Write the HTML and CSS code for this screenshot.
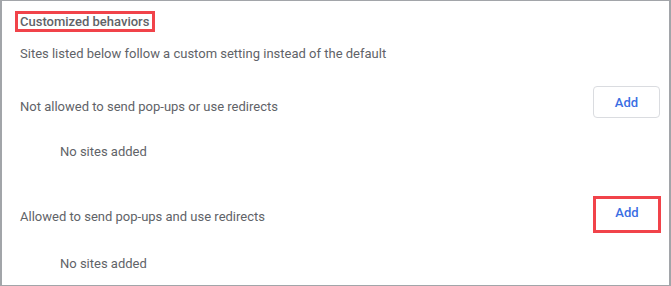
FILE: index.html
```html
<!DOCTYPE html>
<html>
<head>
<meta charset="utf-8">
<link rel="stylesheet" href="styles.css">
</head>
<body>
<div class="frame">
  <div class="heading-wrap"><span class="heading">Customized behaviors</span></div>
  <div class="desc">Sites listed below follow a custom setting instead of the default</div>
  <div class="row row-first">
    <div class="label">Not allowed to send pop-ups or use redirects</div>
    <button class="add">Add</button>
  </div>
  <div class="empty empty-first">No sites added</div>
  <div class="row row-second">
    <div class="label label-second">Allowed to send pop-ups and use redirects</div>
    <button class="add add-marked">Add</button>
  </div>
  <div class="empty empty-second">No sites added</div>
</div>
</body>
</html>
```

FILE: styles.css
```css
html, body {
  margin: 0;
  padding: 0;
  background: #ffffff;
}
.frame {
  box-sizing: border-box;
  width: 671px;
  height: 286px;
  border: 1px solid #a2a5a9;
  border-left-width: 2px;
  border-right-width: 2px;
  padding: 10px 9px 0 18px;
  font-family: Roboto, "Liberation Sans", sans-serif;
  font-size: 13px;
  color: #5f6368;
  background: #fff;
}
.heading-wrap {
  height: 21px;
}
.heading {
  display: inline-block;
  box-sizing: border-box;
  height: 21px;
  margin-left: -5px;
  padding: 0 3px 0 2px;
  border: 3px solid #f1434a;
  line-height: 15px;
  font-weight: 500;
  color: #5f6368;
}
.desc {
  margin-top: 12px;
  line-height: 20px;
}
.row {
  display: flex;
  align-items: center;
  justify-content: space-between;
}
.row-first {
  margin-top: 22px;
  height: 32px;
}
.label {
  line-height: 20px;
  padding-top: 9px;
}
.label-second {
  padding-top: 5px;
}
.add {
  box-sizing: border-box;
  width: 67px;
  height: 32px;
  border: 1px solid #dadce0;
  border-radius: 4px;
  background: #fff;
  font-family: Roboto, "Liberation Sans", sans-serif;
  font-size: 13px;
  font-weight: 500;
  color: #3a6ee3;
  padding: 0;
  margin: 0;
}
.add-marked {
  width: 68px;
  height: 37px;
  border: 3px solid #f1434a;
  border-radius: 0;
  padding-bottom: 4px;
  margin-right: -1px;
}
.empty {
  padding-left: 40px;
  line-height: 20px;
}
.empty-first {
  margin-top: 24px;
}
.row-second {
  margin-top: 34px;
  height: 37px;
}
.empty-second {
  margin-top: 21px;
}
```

+===+

__Set exercise__
Repeat the material above in full and unchanged, minus its images.

__Exercise output__
Write the HTML and CSS code for this screenshot.
FILE: index.html
```html
<!DOCTYPE html>
<html>
<head>
<meta charset="utf-8">
<link rel="stylesheet" href="styles.css">
</head>
<body>
<div class="frame">
  <div class="heading-wrap"><span class="heading">Customized behaviors</span></div>
  <div class="desc">Sites listed below follow a custom setting instead of the default</div>
  <div class="row row-first">
    <div class="label">Not allowed to send pop-ups or use redirects</div>
    <button class="add">Add</button>
  </div>
  <div class="empty empty-first">No sites added</div>
  <div class="row row-second">
    <div class="label label-second">Allowed to send pop-ups and use redirects</div>
    <button class="add add-marked">Add</button>
  </div>
  <div class="empty empty-second">No sites added</div>
</div>
</body>
</html>
```

FILE: styles.css
```css
html, body {
  margin: 0;
  padding: 0;
  background: #ffffff;
}
.frame {
  box-sizing: border-box;
  width: 671px;
  height: 286px;
  border: 1px solid #a2a5a9;
  border-left-width: 2px;
  border-right-width: 2px;
  padding: 10px 9px 0 18px;
  font-family: Roboto, "Liberation Sans", sans-serif;
  font-size: 13px;
  color: #5f6368;
  background: #fff;
}
.heading-wrap {
  height: 21px;
}
.heading {
  display: inline-block;
  box-sizing: border-box;
  height: 21px;
  margin-left: -5px;
  padding: 0 3px 0 2px;
  border: 3px solid #f1434a;
  line-height: 15px;
  font-weight: 500;
  color: #5f6368;
}
.desc {
  margin-top: 12px;
  line-height: 20px;
}
.row {
  display: flex;
  align-items: center;
  justify-content: space-between;
}
.row-first {
  margin-top: 22px;
  height: 32px;
}
.label {
  line-height: 20px;
  padding-top: 9px;
}
.label-second {
  padding-top: 5px;
}
.add {
  box-sizing: border-box;
  width: 67px;
  height: 32px;
  border: 1px solid #dadce0;
  border-radius: 4px;
  background: #fff;
  font-family: Roboto, "Liberation Sans", sans-serif;
  font-size: 13px;
  font-weight: 500;
  color: #3a6ee3;
  padding: 0;
  margin: 0;
}
.add-marked {
  width: 68px;
  height: 37px;
  border: 3px solid #f1434a;
  border-radius: 0;
  padding-bottom: 4px;
  margin-right: -1px;
}
.empty {
  padding-left: 40px;
  line-height: 20px;
}
.empty-first {
  margin-top: 24px;
}
.row-second {
  margin-top: 34px;
  height: 37px;
}
.empty-second {
  margin-top: 21px;
}
```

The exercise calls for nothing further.